We all know that fish stocks are declining, but we are told that we should eat two portions of fish per week, and most of us indulge in the (hopefully) occasional fish and chip supper – so are our food habits compatible with living an ethical lifestyle? In the second post trying to unravel the tangle that is the topic of sustainable fish I examine whether cod and haddock are OK to eat with a clear conscience.
Let’s deal with the easy bit first – unless you know where you local chippy is sourcing its fish from then, I am afraid, that the answer is a definite no. I believe that there are fish and chip shops that do advertise the origin of their fish – but none of these are in Daventry. If you can’t live without your take away, then I would suggest that haddock is a better choice than cod, but your conscience will still find you.
And so to the sustainability of cod and haddock. Stocks of both have been overfished and in many areas continue to be so. According to Greenpeace, most cod fisheries in the Northeast Atlantic are in poor condition, except for Iceland and the Barents Sea where there is better management. All stocks are however, ‘overfished or at risk of being unsustainably harvested’. Haddock has had a similar history, but there is a little more hope. Northwest Atlantic stocks were overfished in US waters until the middle of the 1990s, but since then there has been some recovery. Scientists now believe that some North Sea stocks can be fished sustainably, whilst West of Ireland and Icelandic fisheries need better management. They are also recommending the closure of the fisheries of the West of Scotland. A further complication arises from the fact that cod are also caught when fishing for haddock.

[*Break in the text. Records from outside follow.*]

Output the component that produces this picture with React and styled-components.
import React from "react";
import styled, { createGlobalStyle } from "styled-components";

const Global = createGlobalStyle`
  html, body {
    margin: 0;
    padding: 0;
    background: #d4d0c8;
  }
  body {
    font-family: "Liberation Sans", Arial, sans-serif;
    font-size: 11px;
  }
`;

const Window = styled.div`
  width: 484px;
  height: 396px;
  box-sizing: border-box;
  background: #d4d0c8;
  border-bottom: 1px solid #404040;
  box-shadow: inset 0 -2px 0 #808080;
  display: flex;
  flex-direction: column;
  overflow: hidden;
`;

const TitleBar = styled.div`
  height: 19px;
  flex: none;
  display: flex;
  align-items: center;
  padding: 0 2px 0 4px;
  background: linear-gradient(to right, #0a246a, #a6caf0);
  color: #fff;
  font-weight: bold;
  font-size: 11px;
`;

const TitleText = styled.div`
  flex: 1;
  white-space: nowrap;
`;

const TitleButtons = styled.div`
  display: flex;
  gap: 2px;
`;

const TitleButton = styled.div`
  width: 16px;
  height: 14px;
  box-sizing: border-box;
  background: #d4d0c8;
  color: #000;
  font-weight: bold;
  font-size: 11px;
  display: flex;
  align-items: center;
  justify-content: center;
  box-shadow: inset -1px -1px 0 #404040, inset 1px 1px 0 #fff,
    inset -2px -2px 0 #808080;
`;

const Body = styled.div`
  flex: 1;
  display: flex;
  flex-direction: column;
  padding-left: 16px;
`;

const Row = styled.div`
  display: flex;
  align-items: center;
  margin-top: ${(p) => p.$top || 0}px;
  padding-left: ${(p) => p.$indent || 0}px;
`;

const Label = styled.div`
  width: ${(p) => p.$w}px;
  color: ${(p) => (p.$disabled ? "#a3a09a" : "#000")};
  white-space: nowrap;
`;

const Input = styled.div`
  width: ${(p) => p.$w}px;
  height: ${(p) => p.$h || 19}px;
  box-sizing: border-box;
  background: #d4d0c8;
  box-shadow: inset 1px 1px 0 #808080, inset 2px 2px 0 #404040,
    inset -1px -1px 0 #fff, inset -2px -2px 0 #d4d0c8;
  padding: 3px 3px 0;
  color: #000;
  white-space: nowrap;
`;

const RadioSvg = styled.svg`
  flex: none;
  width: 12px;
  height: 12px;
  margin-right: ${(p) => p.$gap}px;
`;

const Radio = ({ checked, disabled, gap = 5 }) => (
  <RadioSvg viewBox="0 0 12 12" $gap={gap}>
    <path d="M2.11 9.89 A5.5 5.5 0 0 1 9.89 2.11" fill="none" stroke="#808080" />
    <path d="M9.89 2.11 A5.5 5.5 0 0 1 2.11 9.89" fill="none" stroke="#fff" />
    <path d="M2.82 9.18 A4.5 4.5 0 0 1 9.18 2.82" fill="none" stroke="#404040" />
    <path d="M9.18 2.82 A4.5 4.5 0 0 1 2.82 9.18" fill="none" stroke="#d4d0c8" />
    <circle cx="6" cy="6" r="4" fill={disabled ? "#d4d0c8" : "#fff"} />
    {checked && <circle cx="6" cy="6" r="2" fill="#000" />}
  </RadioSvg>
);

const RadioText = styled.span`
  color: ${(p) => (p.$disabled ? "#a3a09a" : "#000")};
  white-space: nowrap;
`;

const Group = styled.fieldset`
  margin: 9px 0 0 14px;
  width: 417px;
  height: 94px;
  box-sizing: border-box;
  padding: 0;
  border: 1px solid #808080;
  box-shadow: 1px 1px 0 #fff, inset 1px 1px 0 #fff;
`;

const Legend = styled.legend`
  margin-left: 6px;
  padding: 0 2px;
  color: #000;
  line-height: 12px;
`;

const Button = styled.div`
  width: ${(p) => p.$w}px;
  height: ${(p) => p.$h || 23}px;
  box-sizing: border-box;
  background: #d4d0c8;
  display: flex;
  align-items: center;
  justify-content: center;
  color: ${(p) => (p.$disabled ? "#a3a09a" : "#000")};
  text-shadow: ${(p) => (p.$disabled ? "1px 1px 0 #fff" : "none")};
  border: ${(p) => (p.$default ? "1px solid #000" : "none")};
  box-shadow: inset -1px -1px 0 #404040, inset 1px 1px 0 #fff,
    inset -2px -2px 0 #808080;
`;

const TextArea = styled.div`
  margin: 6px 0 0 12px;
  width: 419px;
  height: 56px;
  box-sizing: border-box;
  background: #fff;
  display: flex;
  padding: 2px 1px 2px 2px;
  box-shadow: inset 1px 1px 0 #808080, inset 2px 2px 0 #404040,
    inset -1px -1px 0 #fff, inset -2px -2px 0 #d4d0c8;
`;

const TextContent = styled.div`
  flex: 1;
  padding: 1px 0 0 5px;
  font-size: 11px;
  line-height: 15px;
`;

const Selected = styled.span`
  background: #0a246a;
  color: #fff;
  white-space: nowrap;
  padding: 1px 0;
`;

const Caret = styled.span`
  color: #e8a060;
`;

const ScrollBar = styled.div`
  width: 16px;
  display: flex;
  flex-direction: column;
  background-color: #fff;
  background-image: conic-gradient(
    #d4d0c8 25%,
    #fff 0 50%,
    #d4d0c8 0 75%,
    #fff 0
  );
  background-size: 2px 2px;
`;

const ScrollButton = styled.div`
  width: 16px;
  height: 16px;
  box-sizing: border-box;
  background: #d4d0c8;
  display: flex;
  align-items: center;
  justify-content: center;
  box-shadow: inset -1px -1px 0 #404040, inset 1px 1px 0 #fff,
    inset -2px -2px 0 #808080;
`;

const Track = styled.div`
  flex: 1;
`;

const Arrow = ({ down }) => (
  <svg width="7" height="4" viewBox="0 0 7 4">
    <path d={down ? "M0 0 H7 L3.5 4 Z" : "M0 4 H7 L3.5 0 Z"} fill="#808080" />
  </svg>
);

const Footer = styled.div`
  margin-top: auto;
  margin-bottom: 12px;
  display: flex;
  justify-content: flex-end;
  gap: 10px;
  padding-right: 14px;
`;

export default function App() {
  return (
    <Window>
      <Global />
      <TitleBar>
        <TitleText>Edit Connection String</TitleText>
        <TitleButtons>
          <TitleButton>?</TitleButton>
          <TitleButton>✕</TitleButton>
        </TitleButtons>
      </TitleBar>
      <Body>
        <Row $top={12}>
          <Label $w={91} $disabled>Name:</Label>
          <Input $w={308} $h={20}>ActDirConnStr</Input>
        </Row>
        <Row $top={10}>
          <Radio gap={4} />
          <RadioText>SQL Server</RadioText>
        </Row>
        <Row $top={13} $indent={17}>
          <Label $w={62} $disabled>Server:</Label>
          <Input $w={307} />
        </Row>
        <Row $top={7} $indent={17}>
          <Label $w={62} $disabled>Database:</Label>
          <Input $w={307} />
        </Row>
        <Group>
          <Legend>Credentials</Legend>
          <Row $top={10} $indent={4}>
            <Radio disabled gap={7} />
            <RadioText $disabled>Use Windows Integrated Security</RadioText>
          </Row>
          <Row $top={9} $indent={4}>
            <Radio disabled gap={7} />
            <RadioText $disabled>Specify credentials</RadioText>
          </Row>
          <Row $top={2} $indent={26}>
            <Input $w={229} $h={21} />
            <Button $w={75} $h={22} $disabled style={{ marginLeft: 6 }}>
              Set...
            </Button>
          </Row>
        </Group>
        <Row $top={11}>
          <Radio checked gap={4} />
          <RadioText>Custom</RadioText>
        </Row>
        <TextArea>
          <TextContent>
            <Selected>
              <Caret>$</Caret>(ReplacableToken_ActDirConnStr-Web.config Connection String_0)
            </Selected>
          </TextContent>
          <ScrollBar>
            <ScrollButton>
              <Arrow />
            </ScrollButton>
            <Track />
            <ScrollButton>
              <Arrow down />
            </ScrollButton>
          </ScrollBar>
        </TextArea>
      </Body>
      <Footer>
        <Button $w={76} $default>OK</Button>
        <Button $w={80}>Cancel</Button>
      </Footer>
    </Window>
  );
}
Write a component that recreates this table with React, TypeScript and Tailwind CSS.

So, it would seem that maybe you can eat an occasional piece of cod or haddock with a clear conscience, but, as ever, it comes with a caveat. It also matters how your fish is caught. In common with lots of fish that live near the sea bed, a lot of cod and haddock is caught by bottom trawling. Not only does trawling result in a large bycatch (typically 30% of the catch by weight is thrown back dead or dying – these are mammals, juvenile fish, turtles and sharks) but it also damages the sea bed. Instead Greenpeace are recommending buying only line-caught fish – this is a more selective fishing method without the associated bycatch and the degradation of the seabed.
According to Greenpeace Atlantic cod and haddock should both be avoided unless the cod is from Waitrose or Marks and Spencer or is line caught or the haddock is Icelandic line caught. But wait a minute, didn’t the scientists say that the Icelandic haddock fisheries need better management – they certainly did, and that all stocks are at risk from overfishing? Does this help – I am not sure. What makes Waitrose and M&S fish so special? A look at Waitrose’s website and my local branch’s fish counter shows that the haddock and cod is indeed Icelandic and line caught, and this includes their prepacked breaded range. M&S’s website leaves me with more questions than answers though. Although M&S now source their cod and haddock from Iceland, their website states that the fish is air-freighted in – how is that sustainable? Their cod is line caught, but, apparently the haddock is trawled or line-caught, and smaller haddock are caught from the west coast of Scotland. This seems to go against the Greenpeace guidelines – maybe they just need to update their website? I hope so – as it makes me start to question the validity of Greenpeace’s advice.
My take on cod and haddock? Both are under pressure, fishing methods need to be changed to reduce the amount taken from the sea, and, we have to pay a little more, eat and waste a lot less and hopefully fish stocks may recover. Will I eat cod and haddock again? Probably, in the future, eventually, but I don’t need to eat fish more than every other month and I will insist on it being line caught. In the meantime I will stick to my pole and line caught, Waitrose own brand, tinned tuna.